What to Know
- A rabid kitten exposed more than a dozen people to rabies in three New Jersey counties, health officials warn
- The kitten was adopted on Nov. 12 and its owner took it to a school, hospital and a Thanksgiving party
- The cat was euthanized this week and the owner is receiving post-exposure treatment
A rabid kitten exposed more than a dozen people in three New Jersey counties to rabies after going to a hospital and school and attending a Thanksgiving party, health officials say.
The New Jersey Department of Health issued a warning Thursday to people who may have come in contact with the rabid kitten between Nov. 13 and Nov. 23.
The person who adopted the stray cat in Edison on Nov. 12 started receiving post-exposure rabies treatment on Nov. 28 after coming into contact with the feline’s saliva, health officials say.
Over the course of about a week, the cat’s newfound owner took it to school classes, a hospital and a Thanksgiving party, exposing it to multiple people, according to officials.
The cat was taken to Branford Hall Career Institute in Hamilton Township from Nov. 13 through Nov. 16, when it’s believed two classmates were exposed.
Then, on either Nov. 13 or Nov. 14, the owner took the cat to a Middlesex County hospital to be looked at while he or she was at work. The kitten was in a cat carrier and it’s not believed anyone at the hospital was exposed.
On Nov. 17, the owner took the cat to a Thanksgiving party in Old Bridge, where about a dozen people had close contact with the kitten. Some of the guests were reportedly scratched and licked by the cat, health officials say.
A few days later, on Nov. 23, the cat stopped eating, became fatigued and started showing signs of rabies infection. It was taken to a veterinary facility, where it was euthanized on Nov. 26.
Local health departments are working to figure out how many people and animals were possibly exposed to the rabid cat.

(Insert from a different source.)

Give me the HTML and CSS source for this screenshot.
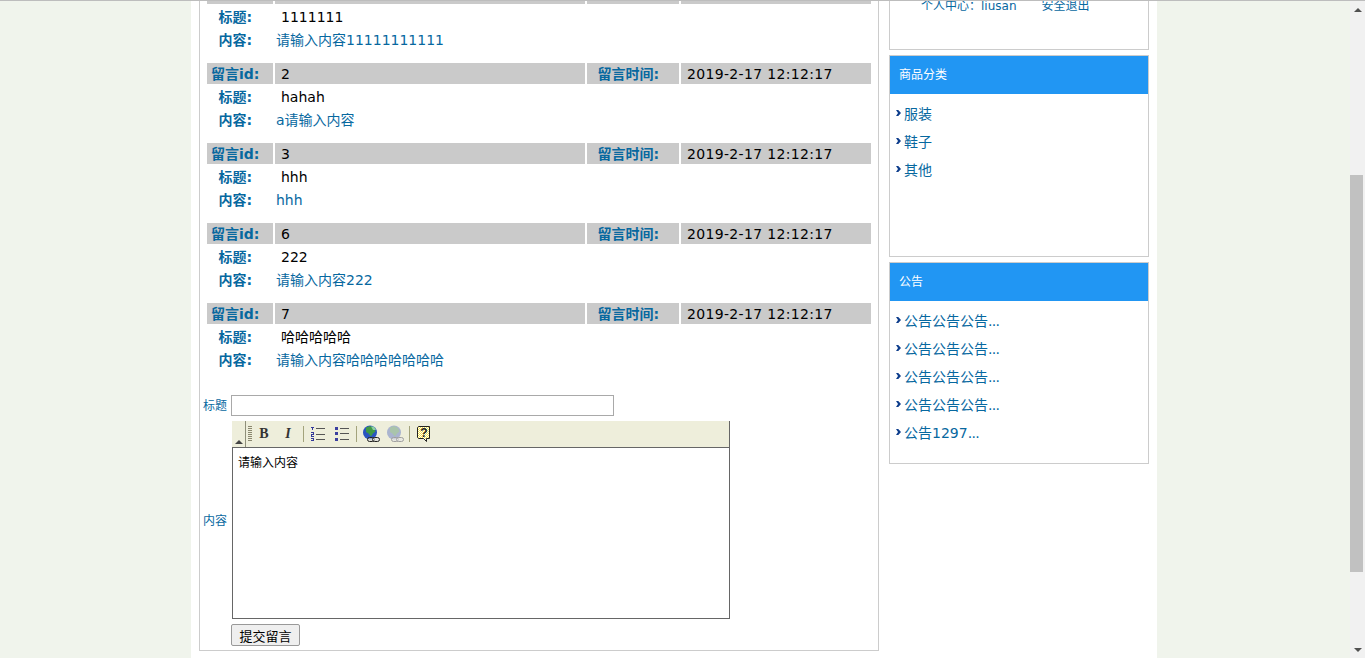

Anyone who may have been exposed should consult a medical provider right away. Treatment is 100 percent effective in humans if caught early, but the disease is deadly if not treated.
The virus that causes rabies is found in the saliva of a rabid animal and is transmitted by a bite, scratch or contact with infected saliva via an open cut or wound.
Symptoms of rabies include fever, pain at the site of the bite, lethargy, lack of appetite, nausea and vomiting. Symptoms can develop anywhere from 12 days to six months after a bite. Left untreated, rabies attacks the nervous system and causes death.
Rabies occurs most often in wildlife like raccoons, bats, skunks, groundhogs, foxes, stray cats and bats. Health officials warn people to avoid wild animals and to keep their pets on leashes when outdoors.
State Public Health Veterinarian Dr. Colin Campbell said cats account for 85 percent of the cases of rabies in domestic animals because many roam free and are usually not vaccinated against the disease.